For Jennifer, it was a long, frightening trip to Ohio on Oct. 21, 2007. She still wasn't convinced that Chris wasn't leading her to her death. Even so, she wanted a family so badly that the brave teen was willing to take the risk and board a plane bound for America.

For the first few months, she grieved terribly for her Ukrainian friends, who were like siblings to her. While we understood the grief process, we lacked the language to help. Time has healed some of the hurt. In March, when Chris walked into her room, Jennifer was sorrowfully packing away the pictures of her old friends. It was affirmation that she accepted her new life.

She has turned 14 since arriving and had a party with her peers to celebrate.

At Green schools, she is one of about 150 students in the district whose native language is not English, and one of 50 receiving ESL services (English as a second language). While adolescents usually take longer than younger children to learn English, Jennifer is something of a star in her linguistic abilities.

It seems the folks at the orphanage were correct: She is very smart, and funny. And troubles like reactive attachment disorder, commonly found in orphaned and abandoned children, are nonexistent.

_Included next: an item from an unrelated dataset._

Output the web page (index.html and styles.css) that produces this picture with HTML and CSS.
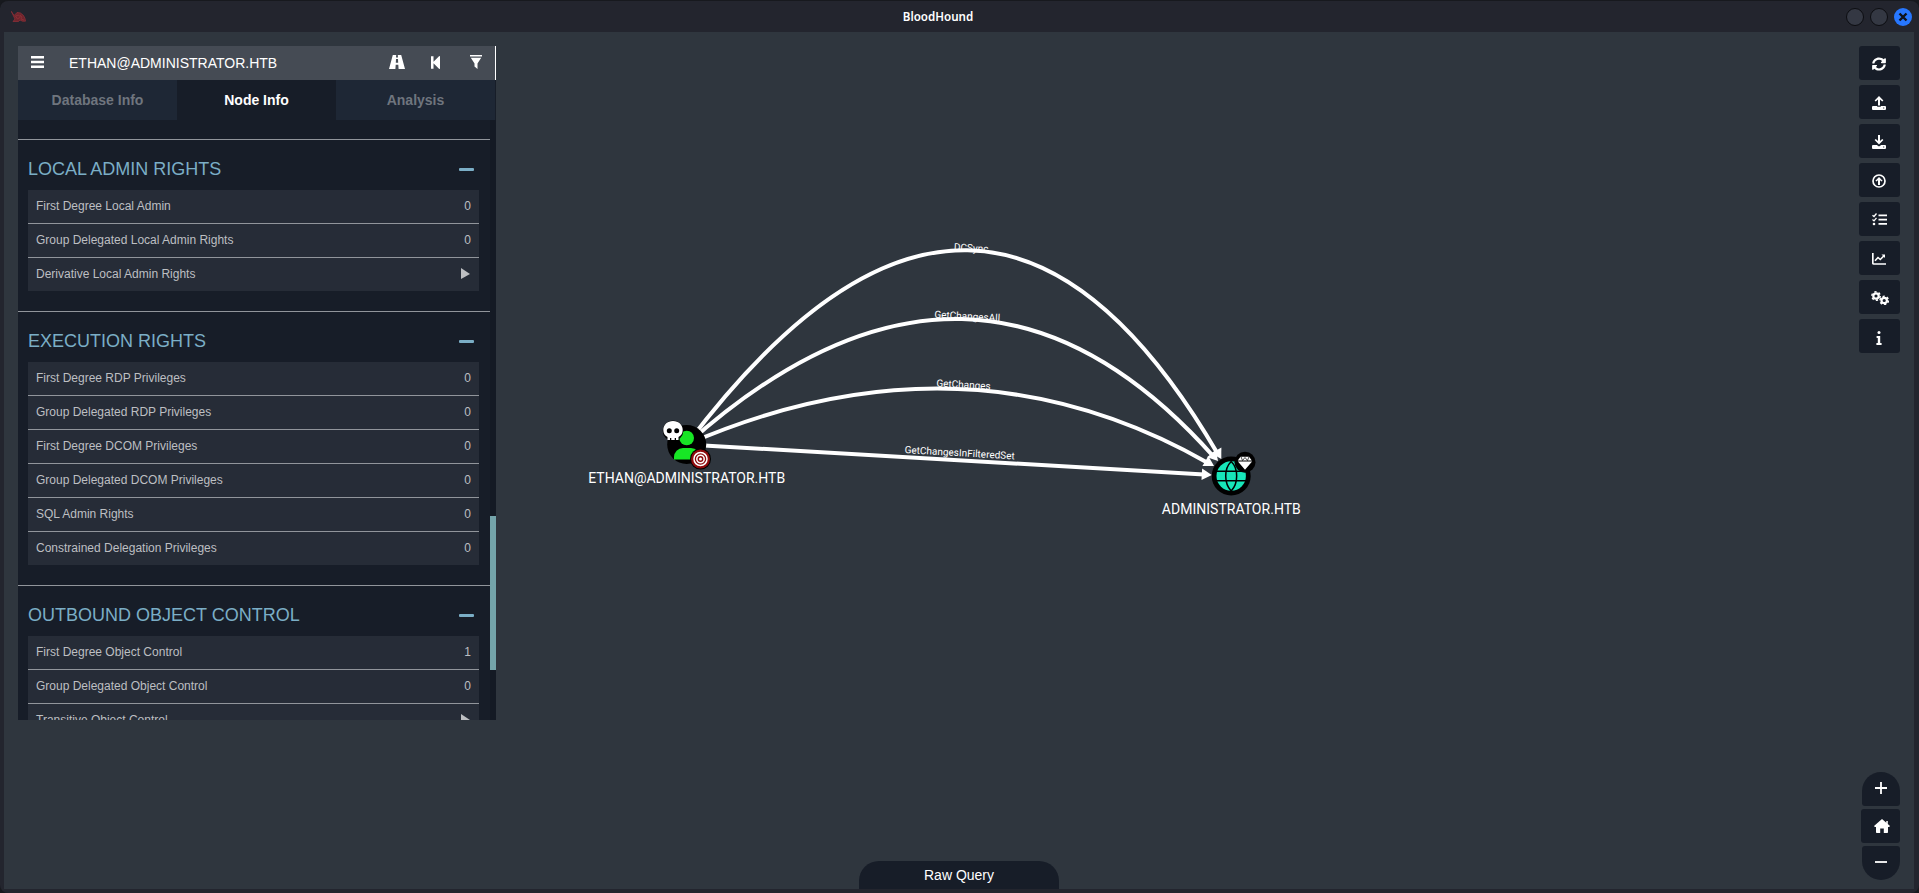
FILE: index.html
```html
<!DOCTYPE html>
<html lang="en">
<head>
<meta charset="utf-8">
<title>BloodHound</title>
<link rel="stylesheet" href="styles.css">
</head>
<body>
<div class="window">
  <header class="titlebar">
    <svg class="app-icon" viewBox="0 0 15 12" width="15" height="12"><path fill="#6e252c" d="M.3.3 1.500 2.500 3.500 4.200 6 1.500l3.500.5 3 2.500 1.500 3 .5 2.700h-3L9 9 7.500 10.500H2L4 8 2.500 5z"/><path d="M4.500 5l3-1 2 2-3 2zM9 4l2 2-1 2 3 1"/></svg>
    <span class="title">BloodHound</span>
    <div class="window-buttons">
      <i></i><i></i><i class="close"><svg viewBox="0 0 18 18" width="18" height="18"><path d="M5.500 5.500l7 7M12.500 5.500l-7 7"/></svg></i>
    </div>
  </header>
  <main class="canvas">
    <svg class="graph" viewBox="4 32 1910 857" width="1910" height="857">
      <g class="edges">
        <path d="M686.700 444.500Q983 51 1218 454.300"/>
        <path d="M686.700 444.500Q973.500 187.500 1213.500 456.500"/>
        <path d="M686.700 444.500Q964 324 1208 463"/>
        <path d="M686.700 444.500 1204 474.500"/>
      </g>
      <g class="arrows">
        <path transform="translate(1221.300 459)rotate(60.200)" d="M0 0-10-5.800V5.800z"/>
        <path transform="translate(1218 461)rotate(49)" d="M0 0-10-5.800V5.800z"/>
        <path transform="translate(1214 466)rotate(30.400)" d="M0 0-10-5.800V5.800z"/>
        <path transform="translate(1211.800 474.900)rotate(3.300)" d="M0 0-10-5.800V5.800z"/>
      </g>
      <g class="edge-labels">
        <text transform="translate(971 251.300)rotate(3.300)">DCSync</text>
        <text transform="translate(967 319.600)rotate(3.300)">GetChangesAll</text>
        <text transform="translate(963.300 388)rotate(3.300)">GetChanges</text>
        <text transform="translate(959.500 456.200)rotate(3.300)">GetChangesInFilteredSet</text>
      </g>
      <g>
        <circle cx="686.700" cy="444.500" r="19.500"/>
        <circle cx="686.700" cy="438" r="7.300" fill="#17e625"/>
        <path d="M674 459.500v-2.500a9 9 0 0 1 9-9h8a9 9 0 0 1 9 9v2.500z" fill="#17e625"/>
        <circle cx="673" cy="430.700" r="10.300"/>
        <path fill="#fff" d="M673 421c-5.800 0-9.700 3.900-9.700 8.900 0 3.100 1.500 5.600 4.200 7.100v3h2.500v-2h1.300v2h3.400v-2h1.300v2h2.500v-3c2.700-1.500 4.200-4 4.200-7.100 0-5-3.900-8.900-9.700-8.900z"/>
        <circle cx="669.300" cy="430.700" r="2.500"/><circle cx="676.700" cy="430.700" r="2.500"/>
        <circle cx="700.500" cy="459" r="10.500"/>
        <circle cx="700.500" cy="459" r="9.500" fill="#8e0a0c"/>
        <g fill="none" stroke="#fff" stroke-width="1.500"><circle cx="700.500" cy="459" r="6.500"/><circle cx="700.500" cy="459" r="3.700"/></g>
        <circle cx="700.500" cy="459" r="1.500" fill="#fff"/>
      </g>
      <g>
        <circle cx="1231.200" cy="476" r="19.500"/>
        <circle cx="1231.200" cy="476" r="14.700" fill="#17e6b9"/>
        <path d="M1216 471.200h30.500M1216 480.800h30.500M1231.200 461.500c-7.300 7-7.300 22 0 29.500M1231.200 461.500c7.300 7 7.300 22 0 29.500" fill="none" stroke="#000" stroke-width="1.500"/>
        <circle cx="1245" cy="462.200" r="10.500"/>
        <path d="M1240.500 456.800h8.600l2.700 3.700h-14zM1237.900 461.600h14.200l-7.100 8.200z" fill="#fff"/>
        <path d="M1241 456.800l1.500 3.700 2.500-3 2.500 3 1.500-3.700" fill="none" stroke="#000" stroke-width=".7"/>
      </g>
      <g class="node-labels">
        <text x="686.700" y="483.200" textLength="197">ETHAN@ADMINISTRATOR.HTB</text>
        <text x="1231.300" y="514" textLength="139">ADMINISTRATOR.HTB</text>
      </g>
    </svg>

    <aside class="panel">
      <div class="search">
        <svg class="menu" viewBox="0 0 13 12" width="13" height="12"><path d="M0 0h13v2.500H0zM0 4.700h13v2.500H0zM0 9.500h13V12H0z"/></svg>
        <span class="query">ETHAN@ADMINISTRATOR.HTB</span>
        <svg class="road" viewBox="0 0 16 14" width="16" height="14"><path d="M3.800 0H7.200L7 2.500H9L8.800 0h3.400L16 14H9.600L9.300 9.800H6.700L6.400 14H0zM7 4 6.800 7.800h2.400L9 4z"/></svg>
        <svg class="back" viewBox="0 0 9 13" width="9" height="13"><path d="M0 .3h2.500v5.500L8 .3Q9-.3 9 .8v11.400q0 1.100-1 .5L2.500 7.200v5.500H0z"/></svg>
        <svg class="filter" viewBox="0 0 12 14" width="12" height="14"><path d="M0 0h12v1.600H0zM.8 2.700h10.400L7.500 8.500V14L4.500 11.500v-3z"/></svg>
      </div>
      <nav class="tabs"><span>Database Info</span><span class="active">Node Info</span><span>Analysis</span></nav>
      <div class="scroll">
        <div class="sections">
          <section>
            <h4>LOCAL ADMIN RIGHTS <i></i></h4>
            <ul>
              <li>First Degree Local Admin<b>0</b></li>
              <li>Group Delegated Local Admin Rights<b>0</b></li>
              <li>Derivative Local Admin Rights<i class="play"></i></li>
            </ul>
          </section>
          <section>
            <h4>EXECUTION RIGHTS <i></i></h4>
            <ul>
              <li>First Degree RDP Privileges<b>0</b></li>
              <li>Group Delegated RDP Privileges<b>0</b></li>
              <li>First Degree DCOM Privileges<b>0</b></li>
              <li>Group Delegated DCOM Privileges<b>0</b></li>
              <li>SQL Admin Rights<b>0</b></li>
              <li>Constrained Delegation Privileges<b>0</b></li>
            </ul>
          </section>
          <section>
            <h4>OUTBOUND OBJECT CONTROL <i></i></h4>
            <ul>
              <li>First Degree Object Control<b>1</b></li>
              <li>Group Delegated Object Control<b>0</b></li>
              <li>Transitive Object Control<i class="play"></i></li>
            </ul>
          </section>
        </div>
        <div class="track"><div class="thumb"></div></div>
      </div>
    </aside>

    <div class="raw-query">Raw Query</div>

    <div class="side">
      <div class="tools">
        <button><svg viewBox="0 0 512 512" width="14" height="14"><path d="M371 142c-31-30-71-46-115-46-79 0-147 54-166 129-1 5-6 9-12 9H21c-8 0-13-7-12-14C30 104 133 16 256 16c67 0 129 26 175 70l36-36c15-15 41-5 41 17v133c0 13-11 24-24 24H351c-22 0-32-26-17-41zM28 288h133c22 0 32 26 17 41l-37 41c31 30 71 46 115 46 79 0 147-54 166-129 1-5 6-9 12-9h57c8 0 13 7 12 14-21 116-124 204-247 204-67 0-129-26-175-70l-36 36c-15 15-41 5-41-17V312c0-13 11-24 24-24z"/></svg></button>
        <button><svg viewBox="0 0 14 14" width="14" height="14"><path fill-rule="evenodd" d="M6 9.500v-6L3.800 5.600 2.600 4.400 7 0l4.400 4.400-1.200 1.200L8 3.500v6zM1 10h4.200v.8h3.600V10H13q1 0 1 1v2q0 1-1 1H1q-1 0-1-1v-2q0-1 1-1zM11.200 11.500v1h1v-1z"/></svg></button>
        <button><svg viewBox="0 0 14 14" width="14" height="14"><path fill-rule="evenodd" d="M6 0h2v6l2.200-2.100 1.200 1.200L7 9.500 2.600 5.100l1.200-1.200L6 6zM1 10h3.800L7 11.500 9.200 10H13q1 0 1 1v2q0 1-1 1H1q-1 0-1-1v-2q0-1 1-1zM11.200 11.500v1h1v-1z"/></svg></button>
        <button><svg viewBox="0 0 14 14" width="14" height="14"><circle cx="7" cy="7" r="6" fill="none" stroke="#fff" stroke-width="1.700"/><path d="M7 3l3.600 3.700-1 .9L8 6.300V11H6V6.300L4.400 7.600l-1-.9z"/></svg></button>
        <button><svg viewBox="0 0 15 13" width="15" height="13"><path d="M6.500 1.500H15v1.800H6.500zM6.500 5.700H15v1.800H6.500zM6.500 10H15v1.800H6.500z"/><circle cx="2" cy="11" r="1.300"/><path d="M.5 2.200 2 3.500 4.500.5M.5 6.600 2 7.900l2.500-3" fill="none" stroke="#fff" stroke-width="1.300"/></svg></button>
        <button><svg class="chart" viewBox="0 0 14 12" width="14" height="12"><path d="M.8 0v10q0 1 1 1H14" fill="none" stroke="#fff" stroke-width="1.700"/><path d="M3 7.800 6 4.500l2.300 2L12 2.800" fill="none" stroke="#fff" stroke-width="1.600"/><path d="M9.500 1.500H13V5z"/></svg></button>
        <button><svg class="cogs" viewBox="0 0 18 14" width="18" height="14"><g fill="none" stroke="#fff"><circle cx="5" cy="5" r="2.700" stroke-width="2.200"/><circle cx="5" cy="5" r="4.200" stroke-width="1.500" stroke-dasharray="2.200 2.198"/><circle cx="13.200" cy="9.500" r="2.700" stroke-width="2.200"/><circle cx="13.200" cy="9.500" r="4.200" stroke-width="1.500" stroke-dasharray="2.200 2.198"/></g></svg></button>
        <button><svg class="info" viewBox="0 0 6 14" width="6" height="14"><circle cx="3" cy="1.500" r="1.500"/><path d="M.6 5H4.200v7H5.600v2H.4v-2H1.800V7H.6z"/></svg></button>
      </div>
      <div class="zoom">
        <button class="in"><svg viewBox="0 0 12 12" width="12" height="12"><path d="M5.100 0h1.800v5.100H12v1.800H6.900V12H5.100V6.900H0V5.100h5.100z"/></svg></button>
        <button class="home"><svg viewBox="0 0 16 14" width="16" height="14"><path d="M8 0l4.300 3.700V2h1.500v3L16 7l-.8 1H14v5.200q0 .8-.8.800H9.800V9.500H6.200V14H2.800Q2 14 2 13.200V8H.8L0 7z"/></svg></button>
        <button class="out"><svg viewBox="0 0 12 12" width="12" height="12"><path d="M0 5.100h12v1.800H0z"/></svg></button>
      </div>
    </div>
  </main>
</div>
</body>
</html>
```
FILE: styles.css
```css
* { box-sizing: border-box; }
body {
  margin: 0;
  background: #17191e;
  font-family: "Liberation Sans", Arial, sans-serif;
  overflow: hidden;
}
.window {
  width: 1919px;
  height: 893px;
  padding: 2px 5px 4px 4px;
  background: #23252e;
  border-top: 1px solid #17191e;
  border-radius: 8px;
  display: flex;
  flex-direction: column;
}
.titlebar {
  height: 29px;
  display: grid;
  grid-template-columns: 1fr auto 1fr;
  align-items: center;
}
.app-icon { margin: -1px 0 0 7px; fill: none; stroke: #94303a; stroke-width: .7; }
.title {
  font: 600 11.6px/20px "Noto Sans", sans-serif;
  color: #fff;
  padding-right: 42px;
  margin-top: -1px;
}
.window-buttons { display: flex; gap: 6px; justify-content: flex-end; padding-right: 2px; margin-top: -1px; }
.window-buttons i {
  width: 18px;
  height: 18px;
  border-radius: 50%;
  background: #343843;
  border: 1px solid #0c0d11;
}
.window-buttons .close { background: #2777ff; border: 0; }
.close svg { display: block; stroke: #10131c; stroke-width: 2.4; }

.canvas {
  position: relative;
  flex: 1;
  background: #2f363e;
  display: grid;
  grid-template-columns: 478px 1fr auto;
  padding: 14px 14px 0;
}
.graph { position: absolute; left: 0; top: 0; }
.edges { fill: none; stroke: #fff; stroke-width: 4; }
.arrows { fill: #fff; }
.edge-labels, .node-labels { font-family: Roboto, sans-serif; fill: #fff; text-anchor: middle; }
.edge-labels { font-size: 10px; }
.node-labels { font-size: 14px; }

.panel {
  position: relative;
  height: 674px;
  background: #171d28;
  display: flex;
  flex-direction: column;
}
.search {
  height: 34px;
  background: #454b54;
  border-right: 1px solid #fff;
  display: flex;
  align-items: center;
  padding: 0 13px 2px 13px;
  color: #fff;
  font-size: 14px;
}
.search svg { fill: #fff; display: block; }
.query { flex: 1; padding: 1px 0 0 25px; }
.road { margin-right: 26px; }
.back { margin-right: 30px; }
.tabs { display: flex; height: 40px; padding-right: 1px; }
.tabs span {
  flex: 1;
  background: #1e2735;
  color: #6f757e;
  font: bold 14px/40px "Liberation Sans", Arial, sans-serif;
  text-align: center;
}
.tabs .active { background: #171d28; color: #fff; }
.scroll { display: flex; flex: 1; min-height: 0; overflow: hidden; }
.sections { flex: 1; padding-top: 19px; }
section { border-top: 1px solid #91959b; padding: 0 11px 20px 10px; }
h4 {
  margin: 0;
  height: 50px;
  font-weight: normal;
  font-size: 18px;
  line-height: 59px;
  color: #7baec6;
  display: flex;
  justify-content: space-between;
}
h4 i { width: 15px; height: 2.6px; background: #7baec6; border-radius: 1px; margin: 28px 5px 0 0; }
ul { margin: 0; padding: 0; list-style: none; }
li {
  height: 34px;
  padding: 0 8px 2px;
  background: #262c37;
  border-bottom: 1px solid #91959b;
  color: #bdbfc2;
  font-size: 12px;
  display: flex;
  align-items: center;
  justify-content: space-between;
}
li:last-child { height: 33px; border: 0; }
li b { font-weight: normal; }
.play {
  border-left: 9px solid #bdbfc2;
  border-top: 5.5px solid transparent;
  border-bottom: 5.5px solid transparent;
  border-top-width: 6px;
  margin-right: 1px;
}
.track { width: 6px; background: #141a24; padding-top: 396px; }
.thumb { height: 154px; background: #74a4aa; }

.raw-query {
  position: absolute;
  left: 855px;
  bottom: 0;
  width: 200px;
  height: 28px;
  border-radius: 20px 20px 0 0;
  background: #171d28;
  color: #fff;
  font-size: 14px;
  line-height: 28px;
  text-align: center;
}
.side {
  grid-column: 3;
  position: relative;
  display: flex;
  flex-direction: column;
  justify-content: space-between;
  padding-bottom: 9px;
}
.tools, .zoom { display: flex; flex-direction: column; align-items: flex-end; }
.tools { gap: 5px; }
.zoom { gap: 3px; }
button {
  width: 41px;
  height: 34px;
  padding: 0;
  border: 0;
  border-radius: 3px;
  background: #171d28;
  display: flex;
  align-items: center;
  justify-content: center;
}
button svg { fill: #fff; display: block; }
.tools button { padding: 1px 1px 0 0; }
.chart { margin-top: 1px; }
.cogs { margin-left: 2px; }
.info { margin-top: 2px; }
.zoom button { width: 38px; }
.zoom .home { width: 39px; padding-left: 3px; }
.zoom .in { border-radius: 19px 19px 3px 3px; padding-bottom: 2px; }
.zoom .out { border-radius: 3px 3px 19px 19px; padding-bottom: 2px; }
```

She's busy perfecting her English while learning about the Italian Renaissance and deep-ocean trenches. She's struggling to make sense of middle school social dramas. And, like many other young teens, she takes dance lessons, goes to movies and text-messages her pals.

In a word, she is a joy.

''I am . . . so grateful to have Jennifer here as part of this school, this community, and our lives,'' Lori McCartney, counselor at Green Middle School wrote in an e-mail to me a couple of weeks ago. ''Thank you for bringing her to us. She is truly a gift.''

Some people instantly reject adopting older children. But had we believed all of the discouraging stories we heard about the subject, our home would be devoid of a child's contagious laughter.

Over our bed hangs a piece of art that reads, ''Trust me child, I have it all under control. Love God.''

I used to look at the sign when I was troubled. Now, on this, my first Mother's Day with my daughter of six months, I view it with thankfulness.